=== Dataset excerpts ===

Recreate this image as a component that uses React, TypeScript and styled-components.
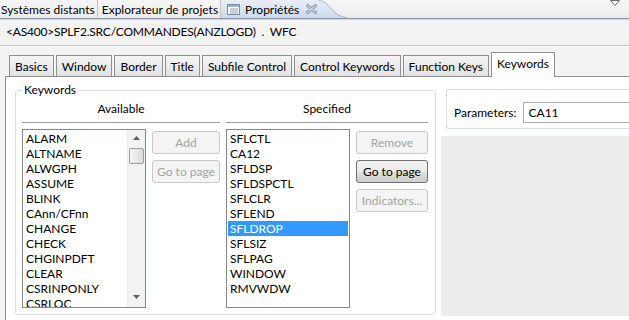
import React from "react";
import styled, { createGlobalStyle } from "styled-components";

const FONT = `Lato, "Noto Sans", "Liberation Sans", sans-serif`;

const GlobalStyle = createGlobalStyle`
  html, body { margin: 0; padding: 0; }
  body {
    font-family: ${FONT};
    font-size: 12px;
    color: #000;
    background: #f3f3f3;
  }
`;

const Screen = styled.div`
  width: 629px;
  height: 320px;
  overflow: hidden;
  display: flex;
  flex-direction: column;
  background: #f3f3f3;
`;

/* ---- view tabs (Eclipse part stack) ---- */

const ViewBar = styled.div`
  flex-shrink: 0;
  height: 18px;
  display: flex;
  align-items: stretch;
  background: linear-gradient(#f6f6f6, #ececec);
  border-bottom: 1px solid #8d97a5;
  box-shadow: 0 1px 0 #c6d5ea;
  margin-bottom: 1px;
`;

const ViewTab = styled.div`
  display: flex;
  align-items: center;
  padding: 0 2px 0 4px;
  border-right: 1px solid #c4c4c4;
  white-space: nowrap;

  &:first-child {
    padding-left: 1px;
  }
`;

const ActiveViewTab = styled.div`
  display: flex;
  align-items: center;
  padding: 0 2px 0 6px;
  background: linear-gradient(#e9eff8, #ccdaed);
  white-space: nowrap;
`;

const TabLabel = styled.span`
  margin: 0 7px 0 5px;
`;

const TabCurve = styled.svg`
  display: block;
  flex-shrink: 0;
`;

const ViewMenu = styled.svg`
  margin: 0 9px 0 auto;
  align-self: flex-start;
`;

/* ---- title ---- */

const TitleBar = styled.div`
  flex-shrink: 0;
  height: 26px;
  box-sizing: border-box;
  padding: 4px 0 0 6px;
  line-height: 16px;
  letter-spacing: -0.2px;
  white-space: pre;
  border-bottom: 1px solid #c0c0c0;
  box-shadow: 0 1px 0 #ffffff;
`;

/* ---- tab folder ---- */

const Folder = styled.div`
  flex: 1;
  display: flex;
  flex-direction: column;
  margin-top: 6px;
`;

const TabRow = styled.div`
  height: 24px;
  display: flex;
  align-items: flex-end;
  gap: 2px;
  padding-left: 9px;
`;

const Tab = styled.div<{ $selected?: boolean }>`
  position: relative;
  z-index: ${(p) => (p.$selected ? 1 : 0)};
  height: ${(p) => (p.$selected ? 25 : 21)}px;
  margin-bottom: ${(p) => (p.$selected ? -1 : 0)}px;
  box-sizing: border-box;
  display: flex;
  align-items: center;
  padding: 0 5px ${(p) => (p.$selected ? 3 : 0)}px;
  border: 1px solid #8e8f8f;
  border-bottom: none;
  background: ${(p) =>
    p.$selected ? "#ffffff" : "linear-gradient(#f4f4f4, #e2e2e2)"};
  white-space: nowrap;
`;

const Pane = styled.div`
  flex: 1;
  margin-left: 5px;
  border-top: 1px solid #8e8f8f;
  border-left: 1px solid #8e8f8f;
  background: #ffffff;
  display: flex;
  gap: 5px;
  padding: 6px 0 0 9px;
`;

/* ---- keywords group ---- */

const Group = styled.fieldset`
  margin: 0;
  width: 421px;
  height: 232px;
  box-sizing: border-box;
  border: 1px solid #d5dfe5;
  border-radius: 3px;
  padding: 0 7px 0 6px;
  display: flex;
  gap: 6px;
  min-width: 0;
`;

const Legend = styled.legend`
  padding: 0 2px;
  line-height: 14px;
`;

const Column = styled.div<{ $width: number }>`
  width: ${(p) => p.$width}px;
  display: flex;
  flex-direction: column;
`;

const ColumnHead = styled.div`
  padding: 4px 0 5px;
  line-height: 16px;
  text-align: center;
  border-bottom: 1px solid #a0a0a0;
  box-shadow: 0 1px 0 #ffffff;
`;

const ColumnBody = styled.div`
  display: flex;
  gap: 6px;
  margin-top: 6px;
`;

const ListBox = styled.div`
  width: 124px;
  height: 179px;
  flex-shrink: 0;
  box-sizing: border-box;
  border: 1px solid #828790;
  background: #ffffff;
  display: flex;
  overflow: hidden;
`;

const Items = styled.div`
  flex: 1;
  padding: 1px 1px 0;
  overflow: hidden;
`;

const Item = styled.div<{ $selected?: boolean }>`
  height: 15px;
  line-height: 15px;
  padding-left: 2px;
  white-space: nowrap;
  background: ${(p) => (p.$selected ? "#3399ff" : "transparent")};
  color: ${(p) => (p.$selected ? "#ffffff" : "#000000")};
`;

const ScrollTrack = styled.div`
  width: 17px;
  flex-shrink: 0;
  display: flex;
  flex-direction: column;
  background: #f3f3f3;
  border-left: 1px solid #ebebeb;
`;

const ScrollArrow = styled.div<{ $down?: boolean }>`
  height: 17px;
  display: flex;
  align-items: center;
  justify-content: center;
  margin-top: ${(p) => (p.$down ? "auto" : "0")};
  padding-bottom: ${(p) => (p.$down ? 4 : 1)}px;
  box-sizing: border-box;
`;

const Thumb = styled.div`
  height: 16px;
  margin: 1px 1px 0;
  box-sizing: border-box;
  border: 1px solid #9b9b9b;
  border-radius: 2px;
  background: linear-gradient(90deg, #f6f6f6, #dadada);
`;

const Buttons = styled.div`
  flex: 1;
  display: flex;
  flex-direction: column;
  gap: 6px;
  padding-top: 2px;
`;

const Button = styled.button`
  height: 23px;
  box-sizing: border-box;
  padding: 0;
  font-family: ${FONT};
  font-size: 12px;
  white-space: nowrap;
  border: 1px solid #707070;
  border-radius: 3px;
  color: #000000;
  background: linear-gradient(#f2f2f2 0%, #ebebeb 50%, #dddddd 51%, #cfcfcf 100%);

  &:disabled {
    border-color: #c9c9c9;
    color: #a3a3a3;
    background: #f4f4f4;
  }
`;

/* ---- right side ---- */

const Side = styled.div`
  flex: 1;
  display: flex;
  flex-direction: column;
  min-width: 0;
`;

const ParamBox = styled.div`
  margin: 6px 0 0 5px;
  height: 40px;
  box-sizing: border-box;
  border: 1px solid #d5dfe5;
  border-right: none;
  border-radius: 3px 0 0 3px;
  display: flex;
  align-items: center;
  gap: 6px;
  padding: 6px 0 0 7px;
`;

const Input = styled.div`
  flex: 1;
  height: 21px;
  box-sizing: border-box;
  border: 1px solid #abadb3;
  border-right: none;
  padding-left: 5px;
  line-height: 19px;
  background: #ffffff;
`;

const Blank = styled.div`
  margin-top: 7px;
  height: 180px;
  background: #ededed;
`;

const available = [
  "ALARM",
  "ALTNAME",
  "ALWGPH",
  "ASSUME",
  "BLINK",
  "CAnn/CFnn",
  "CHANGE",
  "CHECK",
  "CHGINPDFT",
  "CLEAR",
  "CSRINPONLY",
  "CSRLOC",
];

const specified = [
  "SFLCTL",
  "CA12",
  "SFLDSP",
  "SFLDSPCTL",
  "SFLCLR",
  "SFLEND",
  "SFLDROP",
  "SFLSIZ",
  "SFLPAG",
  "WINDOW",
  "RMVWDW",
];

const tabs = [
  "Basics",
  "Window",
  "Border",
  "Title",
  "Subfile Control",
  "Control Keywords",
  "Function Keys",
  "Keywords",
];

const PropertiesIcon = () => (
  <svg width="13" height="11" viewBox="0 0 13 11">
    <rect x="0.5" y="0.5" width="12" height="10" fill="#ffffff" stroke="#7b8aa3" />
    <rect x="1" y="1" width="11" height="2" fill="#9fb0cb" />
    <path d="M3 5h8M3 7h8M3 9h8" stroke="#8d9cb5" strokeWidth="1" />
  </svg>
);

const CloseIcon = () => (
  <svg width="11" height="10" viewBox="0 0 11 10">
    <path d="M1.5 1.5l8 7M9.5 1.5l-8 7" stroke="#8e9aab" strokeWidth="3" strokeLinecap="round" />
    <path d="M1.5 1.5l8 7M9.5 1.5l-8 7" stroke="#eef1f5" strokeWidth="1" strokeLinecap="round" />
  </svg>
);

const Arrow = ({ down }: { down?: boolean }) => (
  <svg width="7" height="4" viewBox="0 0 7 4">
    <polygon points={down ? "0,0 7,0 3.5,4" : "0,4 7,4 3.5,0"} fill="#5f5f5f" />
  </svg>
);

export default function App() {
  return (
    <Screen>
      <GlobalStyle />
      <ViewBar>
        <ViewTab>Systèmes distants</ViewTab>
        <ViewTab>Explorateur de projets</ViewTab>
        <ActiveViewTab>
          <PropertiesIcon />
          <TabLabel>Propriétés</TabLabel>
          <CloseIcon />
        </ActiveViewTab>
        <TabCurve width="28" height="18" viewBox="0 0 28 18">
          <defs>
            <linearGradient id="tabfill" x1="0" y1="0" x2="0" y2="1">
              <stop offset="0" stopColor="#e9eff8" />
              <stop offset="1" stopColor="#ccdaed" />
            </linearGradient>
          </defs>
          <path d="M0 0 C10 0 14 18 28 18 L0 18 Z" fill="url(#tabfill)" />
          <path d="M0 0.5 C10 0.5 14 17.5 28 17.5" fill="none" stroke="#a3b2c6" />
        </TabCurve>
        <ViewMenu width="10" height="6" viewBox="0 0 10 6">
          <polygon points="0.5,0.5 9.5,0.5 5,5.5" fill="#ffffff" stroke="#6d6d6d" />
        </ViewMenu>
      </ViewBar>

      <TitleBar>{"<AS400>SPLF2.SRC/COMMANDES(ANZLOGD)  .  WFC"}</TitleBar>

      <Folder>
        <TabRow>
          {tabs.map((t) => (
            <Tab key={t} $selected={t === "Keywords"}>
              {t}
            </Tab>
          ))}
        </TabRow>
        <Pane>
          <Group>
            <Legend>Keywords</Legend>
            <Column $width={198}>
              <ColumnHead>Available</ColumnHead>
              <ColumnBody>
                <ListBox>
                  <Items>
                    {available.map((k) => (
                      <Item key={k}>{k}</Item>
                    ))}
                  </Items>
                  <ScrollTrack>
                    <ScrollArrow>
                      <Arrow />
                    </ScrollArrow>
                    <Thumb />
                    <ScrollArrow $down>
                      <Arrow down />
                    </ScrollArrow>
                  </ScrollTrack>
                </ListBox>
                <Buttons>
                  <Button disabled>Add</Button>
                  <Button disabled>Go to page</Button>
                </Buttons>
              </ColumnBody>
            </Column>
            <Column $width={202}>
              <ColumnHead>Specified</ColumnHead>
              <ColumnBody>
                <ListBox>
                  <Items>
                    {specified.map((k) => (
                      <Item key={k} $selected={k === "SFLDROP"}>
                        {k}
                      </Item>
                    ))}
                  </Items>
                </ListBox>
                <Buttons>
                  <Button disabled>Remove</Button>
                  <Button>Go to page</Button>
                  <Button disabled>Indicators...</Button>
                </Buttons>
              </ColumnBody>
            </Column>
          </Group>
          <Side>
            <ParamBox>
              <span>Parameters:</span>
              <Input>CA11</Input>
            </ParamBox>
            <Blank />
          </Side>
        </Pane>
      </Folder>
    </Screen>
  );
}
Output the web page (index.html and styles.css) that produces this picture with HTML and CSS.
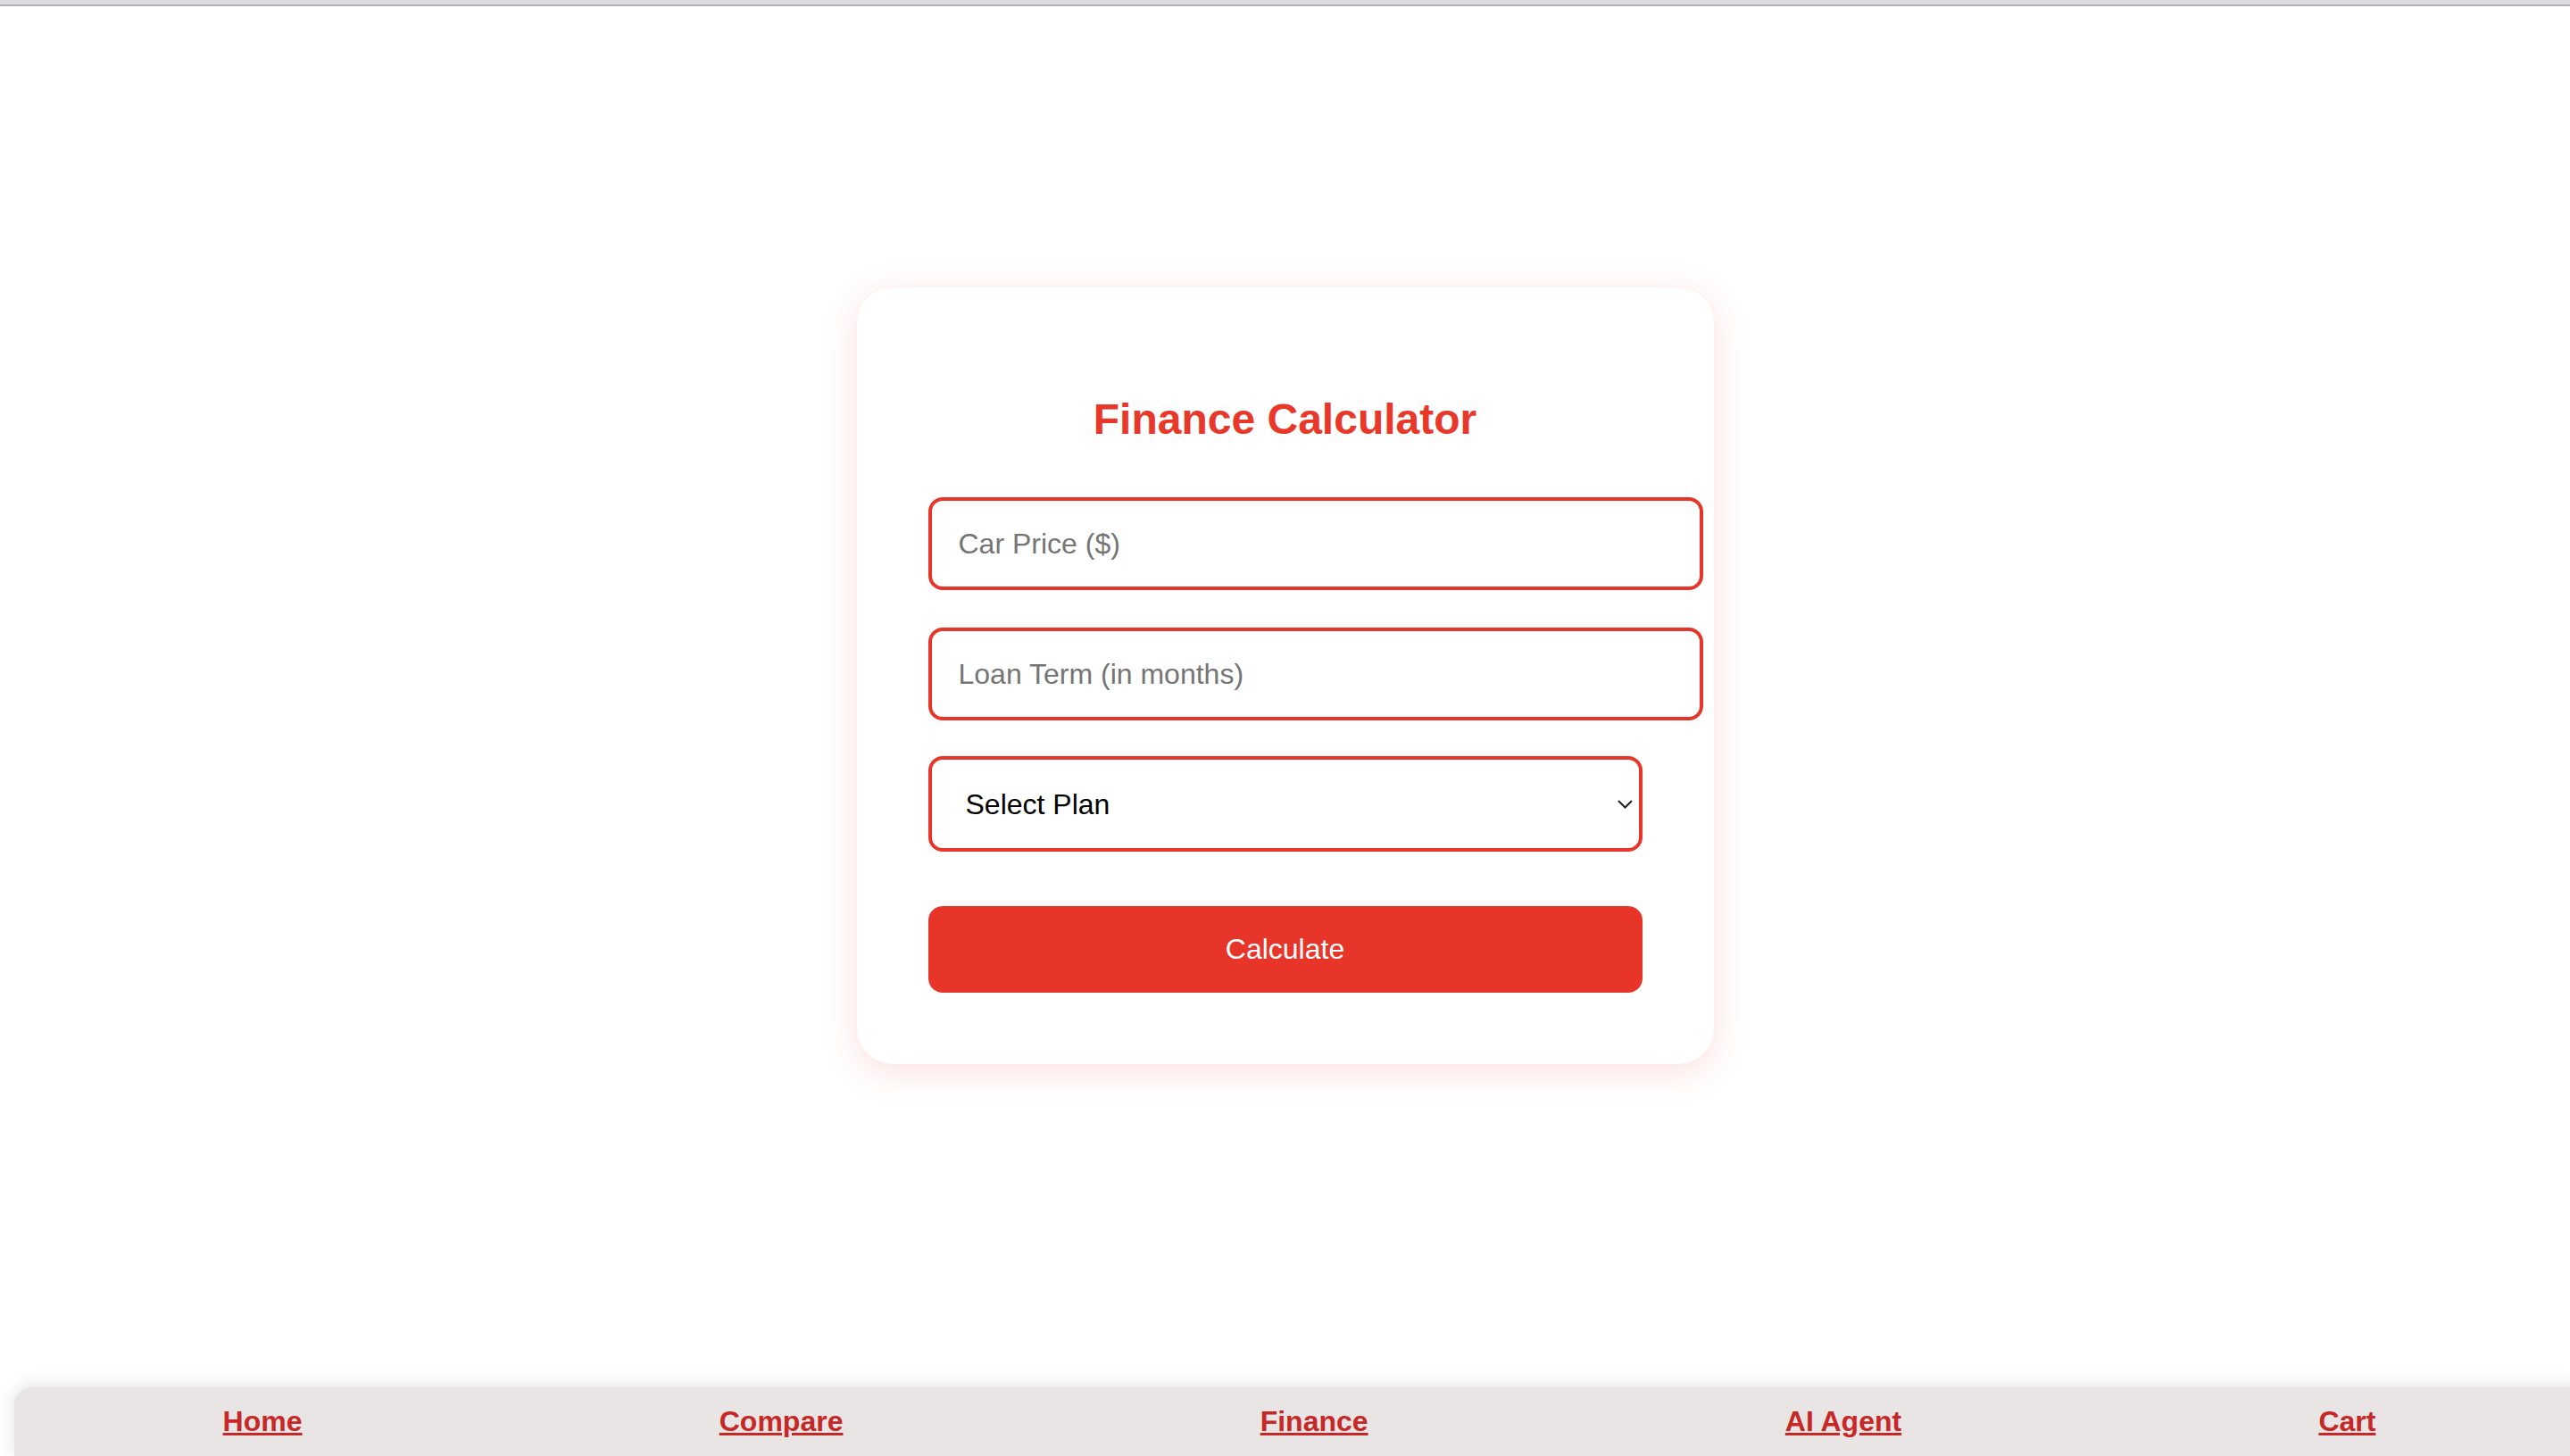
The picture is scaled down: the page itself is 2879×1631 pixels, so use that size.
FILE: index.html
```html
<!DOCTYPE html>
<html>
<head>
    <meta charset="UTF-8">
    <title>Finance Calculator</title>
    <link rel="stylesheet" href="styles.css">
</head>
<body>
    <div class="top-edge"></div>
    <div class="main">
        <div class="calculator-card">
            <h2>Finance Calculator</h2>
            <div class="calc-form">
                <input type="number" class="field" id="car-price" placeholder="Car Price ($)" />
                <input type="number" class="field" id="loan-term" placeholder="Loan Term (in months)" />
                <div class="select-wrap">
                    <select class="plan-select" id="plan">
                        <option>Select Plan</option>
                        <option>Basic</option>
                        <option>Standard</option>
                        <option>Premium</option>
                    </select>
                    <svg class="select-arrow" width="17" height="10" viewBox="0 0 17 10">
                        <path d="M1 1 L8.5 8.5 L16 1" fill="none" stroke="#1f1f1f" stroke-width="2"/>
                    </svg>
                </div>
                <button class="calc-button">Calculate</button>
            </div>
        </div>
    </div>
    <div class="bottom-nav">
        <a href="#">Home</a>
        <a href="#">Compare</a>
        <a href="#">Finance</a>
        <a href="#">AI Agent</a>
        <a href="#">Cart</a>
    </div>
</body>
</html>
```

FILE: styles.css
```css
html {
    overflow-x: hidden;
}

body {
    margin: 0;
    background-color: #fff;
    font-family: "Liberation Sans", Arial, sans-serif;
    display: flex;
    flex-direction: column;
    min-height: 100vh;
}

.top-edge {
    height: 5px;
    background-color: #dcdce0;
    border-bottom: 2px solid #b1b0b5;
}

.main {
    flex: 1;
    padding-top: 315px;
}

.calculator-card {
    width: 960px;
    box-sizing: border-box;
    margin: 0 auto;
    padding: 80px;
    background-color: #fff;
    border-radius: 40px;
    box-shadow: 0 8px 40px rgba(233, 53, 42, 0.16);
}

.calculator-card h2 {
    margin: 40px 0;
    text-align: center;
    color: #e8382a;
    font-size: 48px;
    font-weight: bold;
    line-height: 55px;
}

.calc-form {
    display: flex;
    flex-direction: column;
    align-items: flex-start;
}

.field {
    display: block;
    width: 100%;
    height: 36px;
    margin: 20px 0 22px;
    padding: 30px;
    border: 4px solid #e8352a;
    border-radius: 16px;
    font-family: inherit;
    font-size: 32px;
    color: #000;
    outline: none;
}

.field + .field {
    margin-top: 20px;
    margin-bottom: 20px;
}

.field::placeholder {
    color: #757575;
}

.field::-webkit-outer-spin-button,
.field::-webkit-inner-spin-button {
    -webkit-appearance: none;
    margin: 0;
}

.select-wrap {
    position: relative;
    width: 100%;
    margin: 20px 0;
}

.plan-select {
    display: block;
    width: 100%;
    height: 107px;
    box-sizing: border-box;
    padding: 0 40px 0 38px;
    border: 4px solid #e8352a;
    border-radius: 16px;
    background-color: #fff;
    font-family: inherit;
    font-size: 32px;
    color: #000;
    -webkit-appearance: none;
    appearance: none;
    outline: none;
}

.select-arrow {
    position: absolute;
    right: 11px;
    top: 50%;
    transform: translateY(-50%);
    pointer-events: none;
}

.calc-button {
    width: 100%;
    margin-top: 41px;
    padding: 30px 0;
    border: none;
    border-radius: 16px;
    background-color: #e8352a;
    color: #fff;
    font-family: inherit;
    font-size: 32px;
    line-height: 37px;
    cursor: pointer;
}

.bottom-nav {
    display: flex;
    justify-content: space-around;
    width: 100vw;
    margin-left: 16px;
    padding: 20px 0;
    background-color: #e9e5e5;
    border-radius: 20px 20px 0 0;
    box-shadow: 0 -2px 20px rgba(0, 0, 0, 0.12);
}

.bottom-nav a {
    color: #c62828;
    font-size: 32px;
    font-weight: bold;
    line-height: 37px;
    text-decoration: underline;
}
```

===

## Given exercise
All lines from the start of the entries through the one with "title ---- */" are to be output exactly; omit the pictures.

## Complete output
Recreate this image as a component that uses React, TypeScript and styled-components.
import React from "react";
import styled, { createGlobalStyle } from "styled-components";

const FONT = `Lato, "Noto Sans", "Liberation Sans", sans-serif`;

const GlobalStyle = createGlobalStyle`
  html, body { margin: 0; padding: 0; }
  body {
    font-family: ${FONT};
    font-size: 12px;
    color: #000;
    background: #f3f3f3;
  }
`;

const Screen = styled.div`
  width: 629px;
  height: 320px;
  overflow: hidden;
  display: flex;
  flex-direction: column;
  background: #f3f3f3;
`;

/* ---- view tabs (Eclipse part stack) ---- */

const ViewBar = styled.div`
  flex-shrink: 0;
  height: 18px;
  display: flex;
  align-items: stretch;
  background: linear-gradient(#f6f6f6, #ececec);
  border-bottom: 1px solid #8d97a5;
  box-shadow: 0 1px 0 #c6d5ea;
  margin-bottom: 1px;
`;

const ViewTab = styled.div`
  display: flex;
  align-items: center;
  padding: 0 2px 0 4px;
  border-right: 1px solid #c4c4c4;
  white-space: nowrap;

  &:first-child {
    padding-left: 1px;
  }
`;

const ActiveViewTab = styled.div`
  display: flex;
  align-items: center;
  padding: 0 2px 0 6px;
  background: linear-gradient(#e9eff8, #ccdaed);
  white-space: nowrap;
`;

const TabLabel = styled.span`
  margin: 0 7px 0 5px;
`;

const TabCurve = styled.svg`
  display: block;
  flex-shrink: 0;
`;

const ViewMenu = styled.svg`
  margin: 0 9px 0 auto;
  align-self: flex-start;
`;

/* ---- title ---- */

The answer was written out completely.